DEFINITION of 'Peter Lynch'
One of the most successful and well known investors of all time. Peter Lynch is the legendary former manager of the Magellan Fund at major investment brokerage Fidelity. He took over the fund in 1977 at age 33. He ran the fund for 13 years and his success allowed him to retire in 1990 at age 46. His investment style has been described as adaptive to the economic environment prevailing at the time, but Lynch always stressed that you should be able to understand what you own.
BREAKING DOWN 'Peter Lynch'
Lynch developed an interest in the stock market through conversations he overheard while working as a caddy at an upscale golf club when he was 11 during a time when the stock market was performing well. He attended Boston College on a partial scholarship and paid the rest of his way by caddying. He graduated in 1965 with a degree in finance. In 1966 he worked as a summer student at Fidelity.
One of his first successful investments was in an air-freight company called Flying Tiger, which helped him pay for graduate school. He earned a master’s in business administration from Wharton School of Business at the University of Pennsylvania in 1968. He served in the army from 1967 through 1969.
At age 25 he got his first full-time job as a textiles and metals analyst at Fidelity. Having caddied for the company’s president for eight years undoubtedly helped him get the job.

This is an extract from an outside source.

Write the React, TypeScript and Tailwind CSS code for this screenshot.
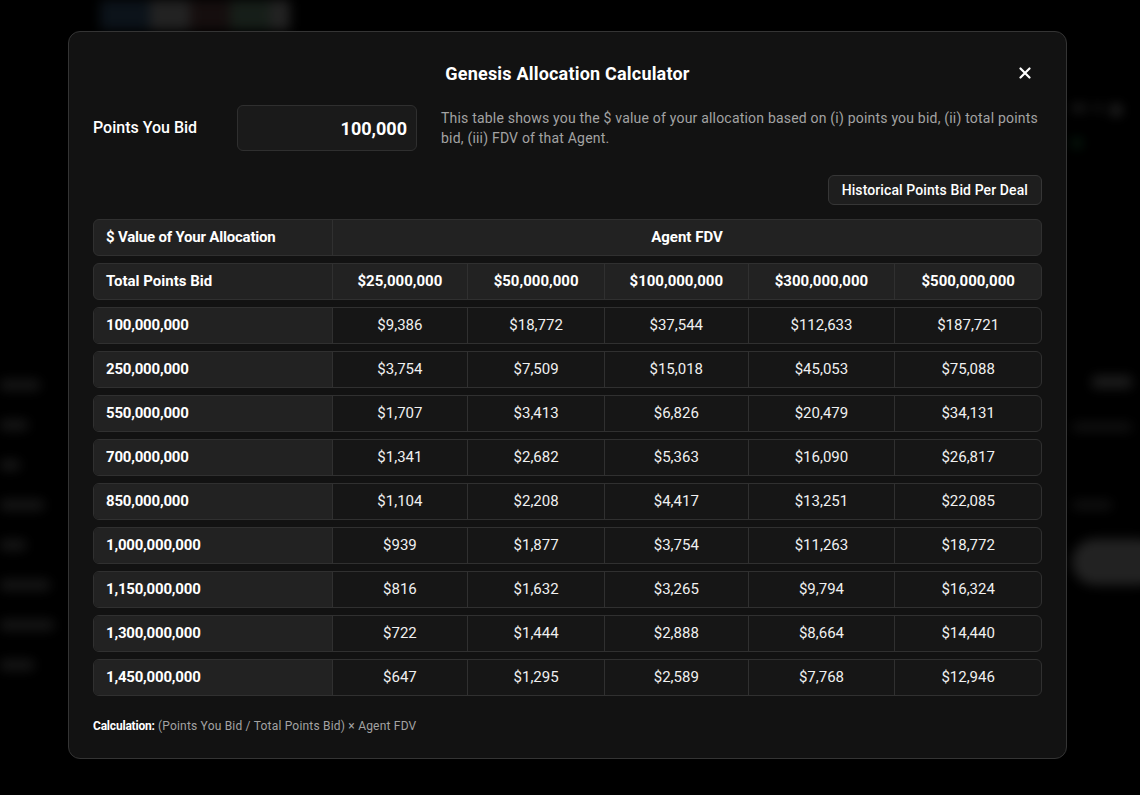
import React from "react";

const fdvs = ["$25,000,000", "$50,000,000", "$100,000,000", "$300,000,000", "$500,000,000"];
const colW = ["w-[136px]", "w-[137px]", "w-[144px]", "w-[147px]", "w-[147px]"];

const rows: [string, string[]][] = [
  ["100,000,000", ["$9,386", "$18,772", "$37,544", "$112,633", "$187,721"]],
  ["250,000,000", ["$3,754", "$7,509", "$15,018", "$45,053", "$75,088"]],
  ["550,000,000", ["$1,707", "$3,413", "$6,826", "$20,479", "$34,131"]],
  ["700,000,000", ["$1,341", "$2,682", "$5,363", "$16,090", "$26,817"]],
  ["850,000,000", ["$1,104", "$2,208", "$4,417", "$13,251", "$22,085"]],
  ["1,000,000,000", ["$939", "$1,877", "$3,754", "$11,263", "$18,772"]],
  ["1,150,000,000", ["$816", "$1,632", "$3,265", "$9,794", "$16,324"]],
  ["1,300,000,000", ["$722", "$1,444", "$2,888", "$8,664", "$14,440"]],
  ["1,450,000,000", ["$647", "$1,295", "$2,589", "$7,768", "$12,946"]],
];

function Background() {
  return (
    <div className="flex h-full w-full blur-[6px] opacity-60">
      <div className="flex w-[80px] flex-col gap-[30px] pt-[380px]">
        {[40, 28, 20, 44, 26, 50, 54, 34].map((w, i) => (
          <div key={i} className="h-[10px] rounded bg-[#2a2a2a]" style={{ width: w }} />
        ))}
      </div>
      <div className="flex flex-1 flex-col">
        <div className="flex h-[30px] pl-[20px]">
          <div className="h-[30px] w-[50px] bg-[#14202c]" />
          <div className="h-[30px] w-[40px] bg-[#3a3a3a]" />
          <div className="h-[30px] w-[40px] bg-[#241818]" />
          <div className="h-[30px] w-[40px] bg-[#26332a]" />
          <div className="h-[30px] w-[20px] bg-[#3a3a3a]" />
        </div>
      </div>
      <div className="flex w-[80px] flex-col items-start pt-[104px] pl-[12px]">
        <div className="flex gap-2">
          <div className="h-[8px] w-[14px] rounded bg-[#333]" />
          <div className="h-[8px] w-[8px] rounded bg-[#333]" />
          <div className="h-[12px] w-[12px] rounded-full bg-[#444]" />
        </div>
        <div className="mt-[22px] h-[10px] w-[10px] rounded-full bg-[#0f3a1f]" />
        <div className="mt-[228px] ml-[20px] h-[12px] w-[40px] rounded bg-[#333]" />
        <div className="mt-[35px] h-[8px] w-[60px] rounded bg-[#222]" />
        <div className="mt-[70px] h-[8px] w-[40px] rounded bg-[#222]" />
        <div className="mt-[30px] h-[46px] w-[90px] rounded-full bg-[#3a3a3a]" />
      </div>
    </div>
  );
}

function X() {
  return (
    <svg width="12" height="12" viewBox="0 0 12 12" fill="none">
      <path d="M1.5 1.5L10.5 10.5M10.5 1.5L1.5 10.5" stroke="white" strokeWidth="2.2" strokeLinecap="round" />
    </svg>
  );
}

export default function App() {
  return (
    <div className="relative h-[795px] w-[1140px] overflow-hidden bg-black font-['Roboto',sans-serif] text-white">
      <Background />
      <div className="absolute left-[68px] top-[31px] w-[999px] rounded-xl border border-[#343434] bg-[#121212] px-[24px] pt-[24px] pb-[24px]">
        <button className="absolute right-[35px] top-[35px] flex h-[12px] w-[12px] items-center justify-center">
          <X />
        </button>
        <h2 className="flex h-[34px] items-center justify-center text-[18px] font-bold tracking-[0.2px]">
          Genesis Allocation Calculator
        </h2>
        <div className="mt-[15px] flex items-center">
          <div className="w-[144px] text-[16px] font-medium text-white">Points You Bid</div>
          <div className="flex h-[46px] w-[180px] items-center justify-end rounded-md border border-[#2f2f2f] bg-[#1a1a1a] px-[9px] text-[18px] font-bold">
            100,000
          </div>
          <p className="ml-[24px] flex-1 text-[14px] leading-[20px] tracking-[0.2px] text-[#a3a3a3]">
            This table shows you the $ value of your allocation based on (i) points you bid, (ii) total points bid, (iii) FDV of that Agent.
          </p>
        </div>
        <div className="mt-[24px] flex justify-end">
          <button className="h-[30px] rounded-md border border-[#363636] bg-[#1e1e1e] px-[13px] text-[14px] font-medium tracking-[0.1px] text-white">
            Historical Points Bid Per Deal
          </button>
        </div>
        <div className="mt-[14px] flex flex-col gap-[7px]">
          <div className="flex h-[37px] overflow-hidden rounded-md border border-[#303030] bg-[#222]">
            <div className="flex w-[238px] items-center px-[12px] text-[15px] font-bold tracking-[-0.2px]">
              $ Value of Your Allocation
            </div>
            <div className="flex flex-1 items-center justify-center border-l border-[#303030] text-[15px] font-bold">
              Agent FDV
            </div>
          </div>
          <div className="flex h-[37px] overflow-hidden rounded-md border border-[#303030] bg-[#222]">
            <div className="flex w-[238px] items-center px-[12px] text-[15px] font-bold">
              Total Points Bid
            </div>
            {fdvs.map((f, i) => (
              <div
                key={f}
                className={`${colW[i]} flex items-center justify-center border-l border-[#303030] text-[15px] font-bold`}
              >
                {f}
              </div>
            ))}
          </div>
          {rows.map(([label, vals]) => (
            <div key={label} className="flex h-[37px] overflow-hidden rounded-md border border-[#303030] bg-[#161616]">
              <div className="flex w-[238px] items-center bg-[#222] px-[12px] text-[15px] font-bold tracking-[-0.2px]">
                {label}
              </div>
              {vals.map((v, i) => (
                <div
                  key={i}
                  className={`${colW[i]} flex items-center justify-center border-l border-[#303030] text-[15px] text-[#f0f0f0]`}
                >
                  {v}
                </div>
              ))}
            </div>
          ))}
        </div>
        <div className="mt-[22px] text-[12px] leading-[16px] tracking-[0.2px] text-[#a3a3a3]">
          <span className="font-bold tracking-[-0.2px] text-white">Calculation:</span> (Points You Bid / Total Points Bid) × Agent FDV
        </div>
      </div>
    </div>
  );
}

In 1977 he took over the Magellan Fund, a small, aggressive capital appreciation fund created in 1963 that held mostly domestic investments. An investor who put $1,000 into the fund the day Lynch took over would have had $28,000 the day he left. Under his management, the fund returned an average of 29% per year and outperformed the S&P 500 for all but two years. Many investors commonly point to Peter Lynch as an example that active management can achieve superior results relative to the benchmark.
He is credited with inventing the price-to-earnings-growth (PEG) ratio that helps investors determine whether a stock is inexpensive given its growth potential, along with other stock valuation methods popular with value investors. Lynch thinks individual investors can perform well by investing in what they know and getting to learn about a company, its business model and its fundamentals. He believes in investing for the long term and choosing companies whose assets Wall Street has undervalued. He also thinks companies with below-average price-to-earnings ratios for their industry and for the company historically have the potential to perform well.
Lynch is the author of the bestselling investment books “One Up on Wall Street” (1989) and “Beating the Street” (1994). He created the Lynch Foundation to support education, religious organizations, medicine and more.